Among the victims were Holocaust survivors: “People who survived the Holocaust found themselves facing another one. One of the hostages was on the Kindertransport.

“What keeps us going is that my son has one grandmother and I want him to be with her for his next birthday… I have no words to look at my son into his eyes and say this is why it happened. I cannot explain how we live in a world in 2023 where this is still a reason for this kind of hate.

“Our only hope is Hamas will see that they are human beings, and not use them as objects. It might be far fetched and I might be naive but I still have hope.”

Speaking of her mother’s kidnap, Lifschitz said: “You have to be a special sort of person to take an 85-year-old out of her bed.” They had, she said “taken her out and disconnected from her oxygen and loaded her on to a motorbike”.

She revealed that her father “met [the late Palestinian leader] Arafat”, and once fought a successful campaign in the Israeli courts to restore ancestral land to the Bedouin, adding: “We had relationships with many people in Gaza, we were a community that wanted to work together.”

Her father, she said, was not the only Nir Oz resident who used to take Palestinians to hospital: “Others who were slaughtered were part of that.” 

Lifschitz said that another of the Nir Oz kidnap victims was the autistic daughter of a friend: “she is not well to be in a very acute situation, I want her out.”

But for now, “of my parents’ house, there is nothing left.

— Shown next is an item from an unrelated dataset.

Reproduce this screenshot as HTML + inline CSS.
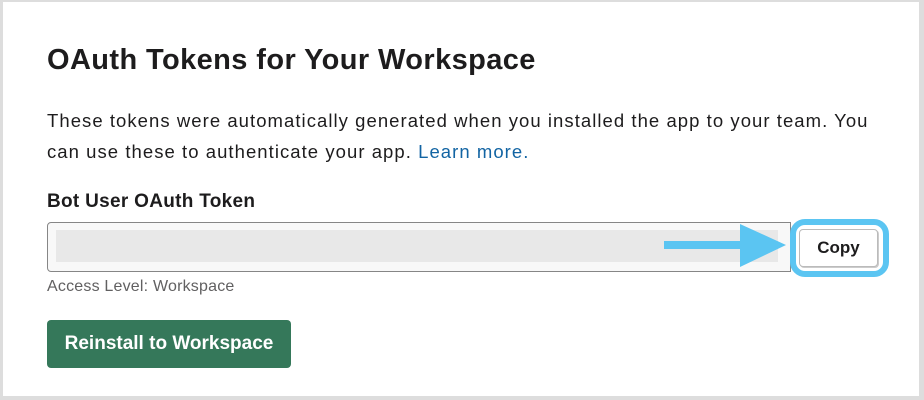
<!DOCTYPE html>
<html><head><style>
*{margin:0;padding:0;box-sizing:border-box}
body{width:924px;height:400px;background:#fff;font-family:"Liberation Sans",sans-serif;color:#1d1c1d;position:relative;overflow:hidden}
.frame{position:absolute;left:0;top:0;width:924px;height:400px;border-top:2px solid #ddd;border-left:3px solid #ddd;border-right:5px solid #ddd;border-bottom:4px solid #ddd}
h1{position:absolute;left:47px;top:44px;font-size:29px;font-weight:bold;letter-spacing:0.4px}
p{position:absolute;left:47px;top:105px;width:880px;font-size:18.5px;line-height:31px;letter-spacing:1.05px}
a{color:#1264a3;text-decoration:none}
.lbl{position:absolute;left:47px;top:191px;font-size:19px;font-weight:bold;letter-spacing:0.3px}
.inp{position:absolute;left:47px;top:222px;width:744px;height:50px;border:1px solid #868686;border-radius:4px 0 0 4px;background:#f8f8f8}
.bar{position:absolute;left:56px;top:230px;width:722px;height:32px;background:#e8e8e8}
.ring{position:absolute;left:790px;top:219px;width:99px;height:58px;border:6px solid #5bc5f2;border-radius:15px;background:#fff}
.copy{position:absolute;left:799px;top:229px;width:79px;height:38px;border:1px solid #bbb;border-radius:4px;background:#fff;font-size:17px;font-weight:bold;text-align:center;line-height:36px;box-shadow:1px 1px 0 #ccc}
.acc{position:absolute;left:47px;top:278px;font-size:16px;color:#616061;letter-spacing:0.2px}
.btn{position:absolute;left:47px;top:320px;width:244px;height:48px;background:#35785a;border-radius:4px;color:#fff;font-weight:bold;font-size:19px;text-align:center;line-height:48px}
</style></head><body>
<div class="frame"></div>
<h1>OAuth Tokens for Your Workspace</h1>
<p>These tokens were automatically generated when you installed the app to your team. You<br>can use these to authenticate your app. <a>Learn more.</a></p>
<div class="lbl">Bot User OAuth Token</div>
<div class="inp"></div>
<div class="bar"></div>
<svg style="position:absolute;left:660px;top:220px" width="130" height="50"><rect x="4" y="21" width="84" height="8" fill="#5bc5f2"/><polygon points="80,4 126,25 80,47" fill="#5bc5f2"/></svg>
<div class="ring"></div>
<div class="copy">Copy</div>
<div class="acc">Access Level: Workspace</div>
<div class="btn">Reinstall to Workspace</div>
</body></html>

Our life, my life, was shattered on Saturday. They have made it impossible for these communities to go back home because of the level of atrocities committed there. There is nothing to come back to.”

She said she and her brother had recently given her father a new piano, but with the destruction of their house, “it’s now three centimetres tall”.

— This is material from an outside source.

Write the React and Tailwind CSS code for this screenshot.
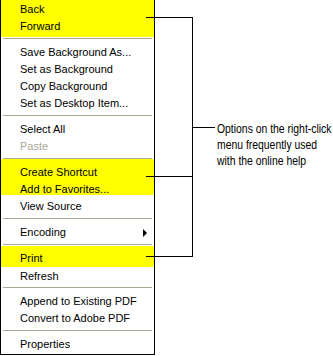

Sagi said Nir Oz “was just a small piece of the desert we call home, where you don’t lock your doors, you go everywhere by bike, where you give as much as you can and take what you need: the essence of a kibbutz.”

His parents – his father died a year ago – “created a dream for themselves. My mother’s mission was to build bridges through communicating: no politics, no governments, just people in communities. All their lives they fought for a better future for all of us, and they were marginalised in Israel for their beliefs.”

Their dream, he went on “was alive until Saturday morning”. He was, he said, “shaken to my core how it is possible humans could do this to other humans.”

"We need to find a way for our future,” Lifschitz said, “I think at the moment we cannot do anything until these elderly people and children are brought back.

“We are going to deal with the rest of our lives with the atrocity. This is the defining moment of our lives."